A multimodal architecture combining visual perception, language understanding, and action policies for embodied agents.
A Vision-Language-Action (VLA) model is an AI architecture that jointly processes visual observations and natural language instructions to produce executable actions, enabling an agent to interpret human commands and carry out tasks in physical or simulated environments. Unlike systems that handle vision, language, or control in isolation, VLAs integrate all three modalities into a unified framework — grounding the semantics of language in perceived scenes and translating that grounded understanding into coherent, goal-directed behavior. This integration is what distinguishes VLAs from earlier multimodal models that stopped at generating descriptions or answering questions rather than acting in the world.
Architecturally, VLAs typically combine a vision encoder (often a pretrained convolutional network or vision transformer), a language encoder or large language model, and a policy module that maps fused representations to action sequences. Cross-modal attention mechanisms or shared embedding spaces align visual and linguistic features, while the policy component — trained via imitation learning, reinforcement learning, or both — translates these representations into temporally extended, sensorimotor behaviors. Large-scale pretraining on vision-language data (as in CLIP or similar models) has proven especially valuable for giving VLAs broad semantic grounding before fine-tuning on task-specific demonstrations.
VLAs matter because they operationalize one of the central goals of embodied AI: agents that can follow open-ended natural language instructions in complex, visually rich environments. Applications span robotic manipulation, instruction-following navigation, household task completion, and interactive dialogue with physical agents. Benchmarks such as ALFRED, Room-to-Room, and Habitat have driven progress by formalizing the instruction-to-action problem and providing standardized evaluation environments. The field has also highlighted key research challenges including generalization to novel objects and layouts, sample efficiency in real-world settings, and safe behavior under ambiguous or conflicting instructions.
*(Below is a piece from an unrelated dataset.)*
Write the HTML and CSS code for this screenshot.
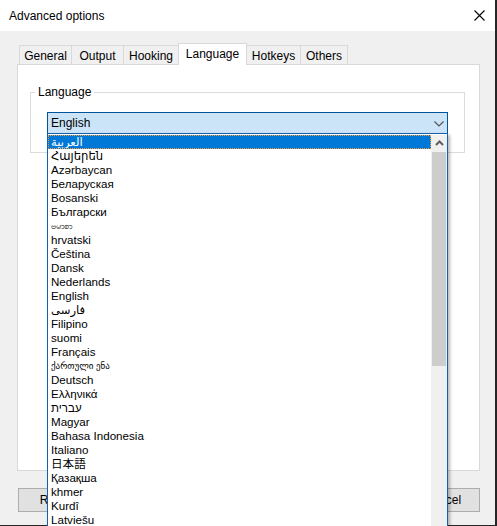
FILE: index.html
```html
<!DOCTYPE html>
<html>
<head>
<meta charset="utf-8">
<link rel="stylesheet" href="styles.css">
</head>
<body>
<div class="window">
  <div class="titlebar">
    <span class="title">Advanced options</span>
    <svg class="close" width="11" height="11" viewBox="0 0 11 11"><path d="M0.5 0.5 L10.5 10.5 M10.5 0.5 L0.5 10.5" stroke="#000" stroke-width="1.1" fill="none"/></svg>
  </div>
  <div class="content">
    <div class="tabs">
      <div class="tab t-general">General</div>
      <div class="tab t-output">Output</div>
      <div class="tab t-hooking">Hooking</div>
      <div class="tab t-language selected">Language</div>
      <div class="tab t-hotkeys">Hotkeys</div>
      <div class="tab t-others">Others</div>
    </div>
    <div class="panel">
      <fieldset class="group">
        <legend>Language</legend>
        <div class="combo">
          <span>English</span>
          <svg class="chev" width="10" height="6" viewBox="0 0 10 6"><path d="M0.5 0.5 L5 5 L9.5 0.5" stroke="#505050" stroke-width="1.1" fill="none"/></svg>
        </div>
      </fieldset>
    </div>
    <div class="buttons">
      <button class="btn">Reset</button>
      <div class="spacer"></div>
      <button class="btn">OK</button>
      <button class="btn">Cancel</button>
    </div>
  </div>
</div>
<div class="dropdown">
  <div class="items">
    <div class="item active">العربية</div>
    <div class="item">Հայերեն</div>
    <div class="item">Azərbaycan</div>
    <div class="item">Беларуская</div>
    <div class="item">Bosanski</div>
    <div class="item">Български</div>
    <div class="item small">ဗမာစာ</div>
    <div class="item">hrvatski</div>
    <div class="item">Čeština</div>
    <div class="item">Dansk</div>
    <div class="item">Nederlands</div>
    <div class="item">English</div>
    <div class="item">فارسی</div>
    <div class="item">Filipino</div>
    <div class="item">suomi</div>
    <div class="item">Français</div>
    <div class="item small">ქართული ენა</div>
    <div class="item">Deutsch</div>
    <div class="item">Ελληνικά</div>
    <div class="item">עברית</div>
    <div class="item">Magyar</div>
    <div class="item">Bahasa Indonesia</div>
    <div class="item">Italiano</div>
    <div class="item">日本語</div>
    <div class="item">Қазақша</div>
    <div class="item">khmer</div>
    <div class="item">Kurdî</div>
    <div class="item">Latviešu</div>
  </div>
  <div class="scrollbar">
    <div class="sb-up">
      <svg width="9" height="6" viewBox="0 0 9 6"><path d="M1 5 L4.5 1.5 L8 5" stroke="#606060" stroke-width="2" fill="none"/></svg>
    </div>
    <div class="sb-thumb"></div>
    <div class="sb-track"></div>
  </div>
</div>
</body>
</html>
```

FILE: styles.css
```css
html, body {
  margin: 0;
  padding: 0;
}
body {
  width: 497px;
  height: 526px;
  overflow: hidden;
  background: #262626;
  position: relative;
  font-family: "Liberation Sans", "DejaVu Sans", sans-serif;
  font-size: 12px;
  color: #000;
}
.window {
  width: 495px;
  height: 525px;
  background: #f0f0f0;
  box-sizing: border-box;
}
.titlebar {
  height: 31px;
  background: #fff;
  display: flex;
  align-items: center;
  justify-content: space-between;
  padding: 1px 10px 0 9px;
  box-sizing: border-box;
}
.title {
  font-size: 12px;
}
.close {
  display: block;
  margin-top: -2px;
}
.content {
  padding: 12px 16px 0 17px;
}
.tabs {
  display: flex;
  align-items: flex-end;
  height: 21px;
  margin-left: 2px;
}
.tab {
  height: 19px;
  box-sizing: border-box;
  border: 1px solid #d9d9d9;
  border-bottom: none;
  background: #f0f0f0;
  margin-left: -1px;
  display: flex;
  align-items: center;
  justify-content: center;
  padding-top: 1px;
}
.t-general { width: 53px; margin-left: 0; }
.t-output { width: 53px; }
.t-hooking { width: 56px; }
.t-language { width: 69px; }
.t-hotkeys { width: 55px; }
.t-others { width: 48px; }
.tab.selected {
  height: 22px;
  background: #fff;
  margin-bottom: -1px;
  position: relative;
  z-index: 1;
  padding-top: 0;
  padding-bottom: 1px;
}
.panel {
  width: 463px;
  height: 407px;
  box-sizing: border-box;
  border: 1px solid #d9d9d9;
  background: #fff;
  padding-top: 20px;
}
.group {
  margin: 0 0 0 12px;
  width: 435px;
  box-sizing: border-box;
  border: 1px solid #dcdcdc;
  padding: 0 16px 18px 16px;
}
.group legend {
  margin-left: -12px;
  padding: 0 3px;
  line-height: 14px;
  font-size: 12px;
}
.combo {
  margin-top: 13px;
  height: 22px;
  box-sizing: border-box;
  border: 1px solid #005499;
  background: #cce4f7;
  display: flex;
  align-items: center;
  justify-content: space-between;
  padding: 0 3px 0 3px;
}
.chev {
  display: block;
  margin-top: 1px;
}
.buttons {
  display: flex;
  width: 463px;
  margin-top: 17px;
  gap: 6px;
}
.spacer {
  flex: 1;
}
.btn {
  width: 75px;
  height: 24px;
  box-sizing: border-box;
  border: 1px solid #adadad;
  background: #e1e1e1;
  font-family: "Liberation Sans", "DejaVu Sans", sans-serif;
  font-size: 12px;
  color: #000;
  padding: 0;
  margin: 0;
}
.btn:first-child {
  margin-left: 1px;
}
.dropdown {
  position: absolute;
  left: 47px;
  top: 133px;
  width: 401px;
  height: 396px;
  box-sizing: border-box;
  border: 1px solid #1460b0;
  background: #fff;
  display: flex;
  padding-top: 1px;
  box-shadow: 2px 2px 3px rgba(0, 0, 0, 0.28);
}
.items {
  flex: 1;
  font-family: "Liberation Sans", "DejaVu Sans", "Noto Sans CJK JP", sans-serif;
  font-size: 11.6px;
}
.item {
  height: 14px;
  line-height: 14px;
  padding-left: 3px;
  white-space: nowrap;
  overflow: hidden;
  box-sizing: border-box;
}
.item.small {
  font-size: 9px;
}
.item.active {
  background: #0078d7;
  color: #fff;
  border: 1px dotted #f39a3c;
  line-height: 12px;
  padding-left: 2px;
}
.scrollbar {
  width: 16px;
  display: flex;
  flex-direction: column;
  background: #f0f0f0;
}
.sb-up {
  height: 17px;
  display: flex;
  align-items: center;
  justify-content: center;
}
.sb-up svg {
  display: block;
  margin-top: -1px;
}
.sb-thumb {
  height: 214px;
  background: #cdcdcd;
  margin: 0 1px;
}
.sb-track {
  flex: 1;
}
```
The explicit framing of vision–language–action as a unified model class gained traction around 2022, as advances in large vision-language models intersected with growing interest in robotics foundation models. Projects such as Google's RT-2, which directly fine-tuned a vision-language model as a robot policy, exemplified the paradigm and demonstrated that internet-scale pretraining could transfer meaningfully to physical manipulation tasks — accelerating both academic research and industrial investment in embodied, instruction-following agents.